Dataset content:
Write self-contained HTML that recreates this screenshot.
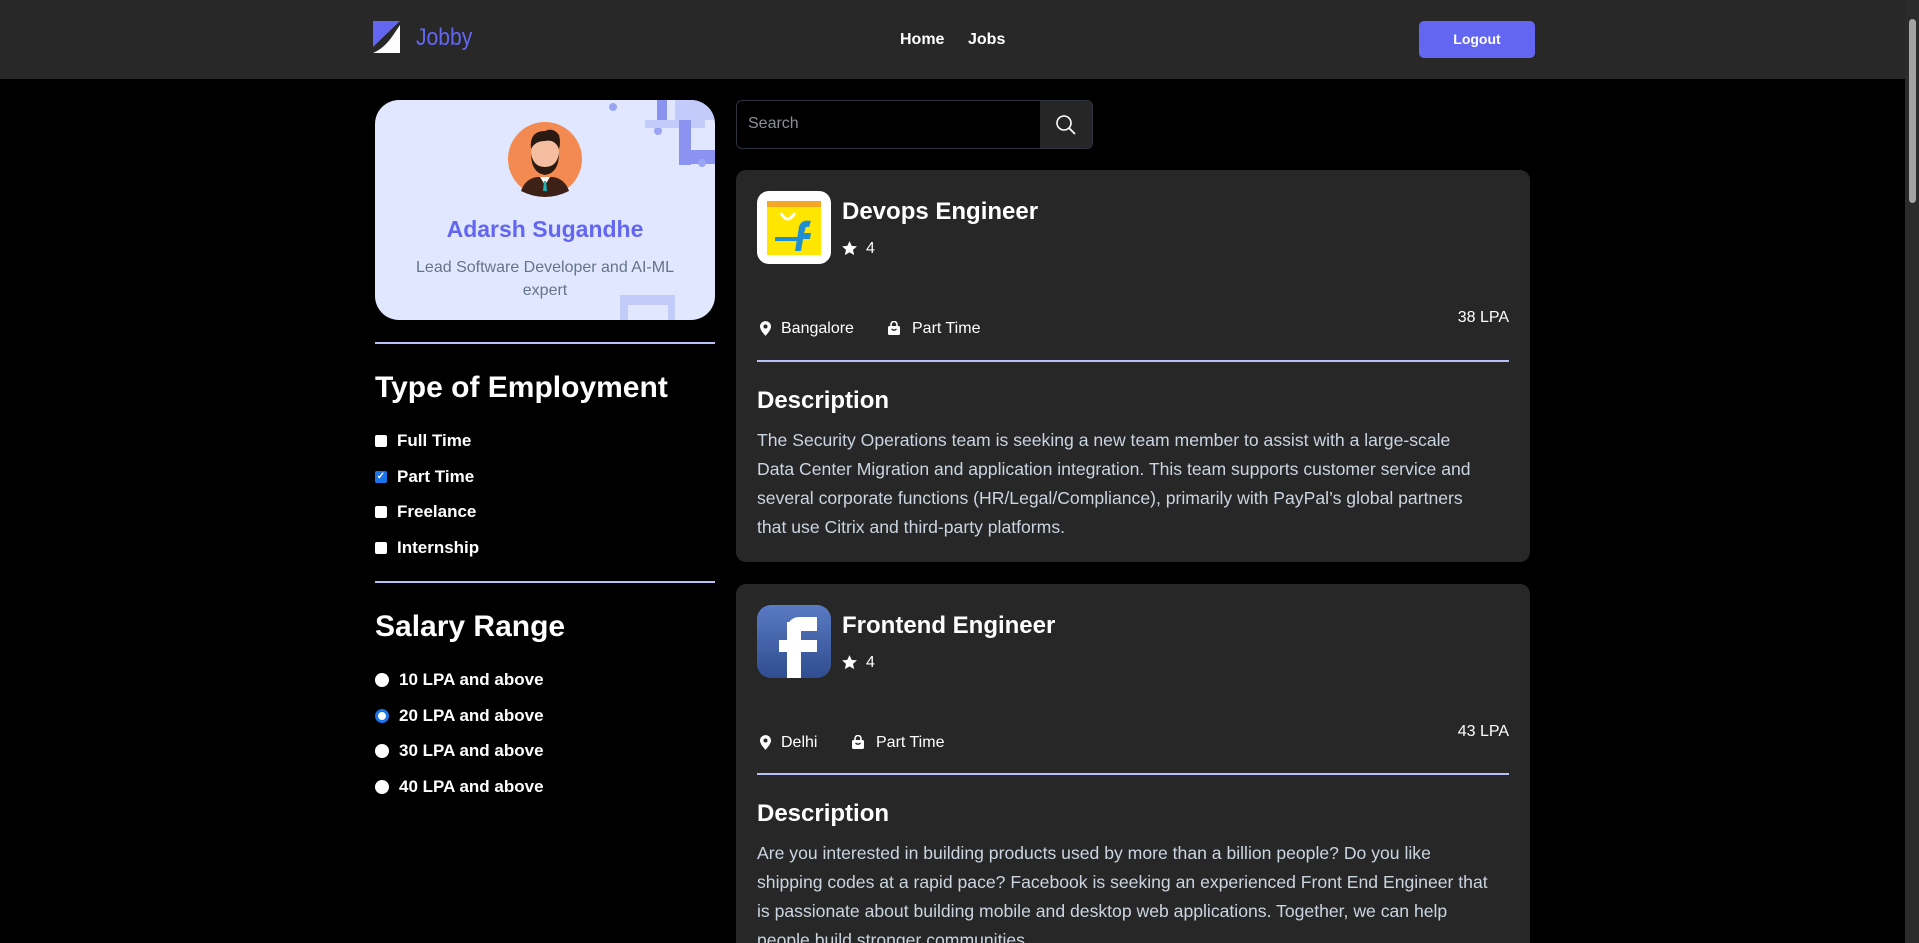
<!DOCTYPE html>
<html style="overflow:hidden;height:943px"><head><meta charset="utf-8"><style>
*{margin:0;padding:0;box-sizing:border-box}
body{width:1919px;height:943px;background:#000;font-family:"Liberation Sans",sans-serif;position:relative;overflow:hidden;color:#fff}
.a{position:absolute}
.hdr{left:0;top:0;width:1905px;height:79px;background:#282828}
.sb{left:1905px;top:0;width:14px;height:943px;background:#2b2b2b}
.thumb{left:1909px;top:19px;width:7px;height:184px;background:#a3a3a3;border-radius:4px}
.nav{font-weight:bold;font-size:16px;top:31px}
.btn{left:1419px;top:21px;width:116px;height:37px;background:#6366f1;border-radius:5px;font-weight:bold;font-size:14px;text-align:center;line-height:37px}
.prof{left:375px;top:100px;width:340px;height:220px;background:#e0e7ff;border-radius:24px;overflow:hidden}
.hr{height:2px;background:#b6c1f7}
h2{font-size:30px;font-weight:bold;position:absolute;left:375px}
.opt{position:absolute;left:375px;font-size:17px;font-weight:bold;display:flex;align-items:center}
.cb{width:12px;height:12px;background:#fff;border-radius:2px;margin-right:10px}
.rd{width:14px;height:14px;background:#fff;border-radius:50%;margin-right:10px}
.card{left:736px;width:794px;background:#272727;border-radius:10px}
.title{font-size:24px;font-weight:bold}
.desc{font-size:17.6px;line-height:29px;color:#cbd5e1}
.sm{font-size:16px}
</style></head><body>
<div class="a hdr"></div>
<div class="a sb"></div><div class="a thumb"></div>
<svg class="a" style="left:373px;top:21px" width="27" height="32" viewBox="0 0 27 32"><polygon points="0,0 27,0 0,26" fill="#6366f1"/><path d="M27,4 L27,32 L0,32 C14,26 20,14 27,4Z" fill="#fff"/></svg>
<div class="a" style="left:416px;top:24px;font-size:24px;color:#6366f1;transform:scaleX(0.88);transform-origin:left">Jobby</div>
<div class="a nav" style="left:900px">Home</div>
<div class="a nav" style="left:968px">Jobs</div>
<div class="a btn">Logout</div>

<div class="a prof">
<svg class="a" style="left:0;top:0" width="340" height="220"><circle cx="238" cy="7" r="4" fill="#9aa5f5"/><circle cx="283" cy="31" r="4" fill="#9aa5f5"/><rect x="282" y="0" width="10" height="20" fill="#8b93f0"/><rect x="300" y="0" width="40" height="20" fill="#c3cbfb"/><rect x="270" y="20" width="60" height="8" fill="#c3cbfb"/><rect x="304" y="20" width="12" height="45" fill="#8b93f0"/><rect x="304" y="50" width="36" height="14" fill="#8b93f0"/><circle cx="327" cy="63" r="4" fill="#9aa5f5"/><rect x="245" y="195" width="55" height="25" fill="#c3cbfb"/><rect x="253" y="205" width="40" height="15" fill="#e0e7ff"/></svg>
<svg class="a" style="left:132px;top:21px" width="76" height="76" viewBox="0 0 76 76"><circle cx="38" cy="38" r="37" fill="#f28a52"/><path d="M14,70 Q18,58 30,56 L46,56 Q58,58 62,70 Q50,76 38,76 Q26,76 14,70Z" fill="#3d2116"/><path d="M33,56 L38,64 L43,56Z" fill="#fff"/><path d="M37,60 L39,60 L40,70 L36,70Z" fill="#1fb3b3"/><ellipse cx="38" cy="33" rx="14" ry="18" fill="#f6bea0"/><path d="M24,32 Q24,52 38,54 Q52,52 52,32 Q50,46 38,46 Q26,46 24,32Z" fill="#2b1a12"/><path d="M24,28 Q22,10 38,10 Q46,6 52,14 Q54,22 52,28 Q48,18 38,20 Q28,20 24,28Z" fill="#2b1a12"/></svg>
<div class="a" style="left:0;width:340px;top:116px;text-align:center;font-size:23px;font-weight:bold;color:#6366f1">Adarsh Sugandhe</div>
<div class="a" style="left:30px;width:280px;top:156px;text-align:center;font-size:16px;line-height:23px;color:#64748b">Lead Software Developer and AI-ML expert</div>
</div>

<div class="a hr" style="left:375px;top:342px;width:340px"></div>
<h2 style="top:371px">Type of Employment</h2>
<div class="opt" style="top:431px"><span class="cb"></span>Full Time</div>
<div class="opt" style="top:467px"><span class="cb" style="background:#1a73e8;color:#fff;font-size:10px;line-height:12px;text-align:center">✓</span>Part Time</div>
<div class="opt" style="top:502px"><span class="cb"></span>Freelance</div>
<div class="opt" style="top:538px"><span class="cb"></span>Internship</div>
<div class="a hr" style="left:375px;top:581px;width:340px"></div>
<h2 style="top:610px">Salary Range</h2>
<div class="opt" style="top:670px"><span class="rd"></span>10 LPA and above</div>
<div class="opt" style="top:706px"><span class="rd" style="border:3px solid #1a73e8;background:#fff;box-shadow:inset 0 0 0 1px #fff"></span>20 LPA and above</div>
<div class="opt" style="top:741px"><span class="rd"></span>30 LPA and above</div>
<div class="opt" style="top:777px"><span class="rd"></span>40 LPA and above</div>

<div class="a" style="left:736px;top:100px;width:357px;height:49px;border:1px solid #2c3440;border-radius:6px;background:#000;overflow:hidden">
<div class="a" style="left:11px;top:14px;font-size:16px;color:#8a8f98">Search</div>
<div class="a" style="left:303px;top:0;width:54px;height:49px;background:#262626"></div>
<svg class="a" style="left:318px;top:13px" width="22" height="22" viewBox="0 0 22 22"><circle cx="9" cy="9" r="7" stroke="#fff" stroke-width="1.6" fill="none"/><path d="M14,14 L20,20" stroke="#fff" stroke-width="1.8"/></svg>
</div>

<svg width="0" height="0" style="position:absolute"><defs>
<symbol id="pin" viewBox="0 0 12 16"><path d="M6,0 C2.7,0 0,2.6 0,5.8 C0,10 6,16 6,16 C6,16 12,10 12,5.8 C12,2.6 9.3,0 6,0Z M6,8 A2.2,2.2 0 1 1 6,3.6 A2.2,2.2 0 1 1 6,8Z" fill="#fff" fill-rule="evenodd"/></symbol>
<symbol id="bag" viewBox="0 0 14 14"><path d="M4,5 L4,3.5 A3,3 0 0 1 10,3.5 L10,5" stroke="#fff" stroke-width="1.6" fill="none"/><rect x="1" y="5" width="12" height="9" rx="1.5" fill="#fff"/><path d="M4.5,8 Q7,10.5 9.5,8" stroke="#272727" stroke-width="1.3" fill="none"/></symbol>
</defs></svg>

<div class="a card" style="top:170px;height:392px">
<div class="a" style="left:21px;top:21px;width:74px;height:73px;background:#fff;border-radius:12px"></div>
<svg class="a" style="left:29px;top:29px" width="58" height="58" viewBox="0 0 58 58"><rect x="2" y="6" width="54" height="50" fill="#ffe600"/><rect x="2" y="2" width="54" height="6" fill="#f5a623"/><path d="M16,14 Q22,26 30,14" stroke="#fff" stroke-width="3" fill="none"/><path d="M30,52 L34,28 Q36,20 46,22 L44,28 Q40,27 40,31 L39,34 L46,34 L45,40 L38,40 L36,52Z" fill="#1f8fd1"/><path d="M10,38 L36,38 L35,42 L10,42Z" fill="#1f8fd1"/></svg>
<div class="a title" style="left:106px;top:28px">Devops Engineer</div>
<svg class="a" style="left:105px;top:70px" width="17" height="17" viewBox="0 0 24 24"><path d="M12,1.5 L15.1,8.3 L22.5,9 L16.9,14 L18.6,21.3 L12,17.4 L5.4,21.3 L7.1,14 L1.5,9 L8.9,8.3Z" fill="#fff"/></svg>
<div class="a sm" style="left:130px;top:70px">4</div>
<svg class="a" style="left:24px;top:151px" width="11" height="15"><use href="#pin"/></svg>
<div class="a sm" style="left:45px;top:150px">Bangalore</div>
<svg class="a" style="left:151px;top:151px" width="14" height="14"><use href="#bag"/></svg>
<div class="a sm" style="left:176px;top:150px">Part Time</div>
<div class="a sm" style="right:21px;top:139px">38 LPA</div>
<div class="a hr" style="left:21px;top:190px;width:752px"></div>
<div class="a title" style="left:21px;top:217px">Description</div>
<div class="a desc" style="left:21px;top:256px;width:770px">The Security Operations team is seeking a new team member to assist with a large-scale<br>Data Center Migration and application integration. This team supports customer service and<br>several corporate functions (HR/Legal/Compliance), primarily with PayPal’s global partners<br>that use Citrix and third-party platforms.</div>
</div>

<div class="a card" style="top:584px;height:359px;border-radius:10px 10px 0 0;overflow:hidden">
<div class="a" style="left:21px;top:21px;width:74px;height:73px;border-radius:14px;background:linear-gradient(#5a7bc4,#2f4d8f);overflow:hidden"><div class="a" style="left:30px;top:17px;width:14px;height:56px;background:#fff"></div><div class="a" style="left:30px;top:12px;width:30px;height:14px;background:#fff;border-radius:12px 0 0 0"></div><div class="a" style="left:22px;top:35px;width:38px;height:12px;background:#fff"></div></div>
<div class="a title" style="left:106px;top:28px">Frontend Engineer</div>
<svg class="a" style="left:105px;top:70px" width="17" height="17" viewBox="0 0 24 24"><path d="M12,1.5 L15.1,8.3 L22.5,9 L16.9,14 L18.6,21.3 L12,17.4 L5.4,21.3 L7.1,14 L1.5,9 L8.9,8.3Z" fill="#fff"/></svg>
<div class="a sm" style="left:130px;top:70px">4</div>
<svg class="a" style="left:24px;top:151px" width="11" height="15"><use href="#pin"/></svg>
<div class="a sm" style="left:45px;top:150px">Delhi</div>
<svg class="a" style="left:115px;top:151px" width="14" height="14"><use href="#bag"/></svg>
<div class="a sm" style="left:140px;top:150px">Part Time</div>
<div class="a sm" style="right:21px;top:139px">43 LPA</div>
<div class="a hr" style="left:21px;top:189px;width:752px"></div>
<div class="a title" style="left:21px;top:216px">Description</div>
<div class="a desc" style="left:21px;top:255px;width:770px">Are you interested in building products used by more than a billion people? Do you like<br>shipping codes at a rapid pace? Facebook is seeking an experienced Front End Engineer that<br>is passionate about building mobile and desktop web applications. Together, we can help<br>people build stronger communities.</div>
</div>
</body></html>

Task: State how many lines above contain the string "that", with no other words.

Written answer: 3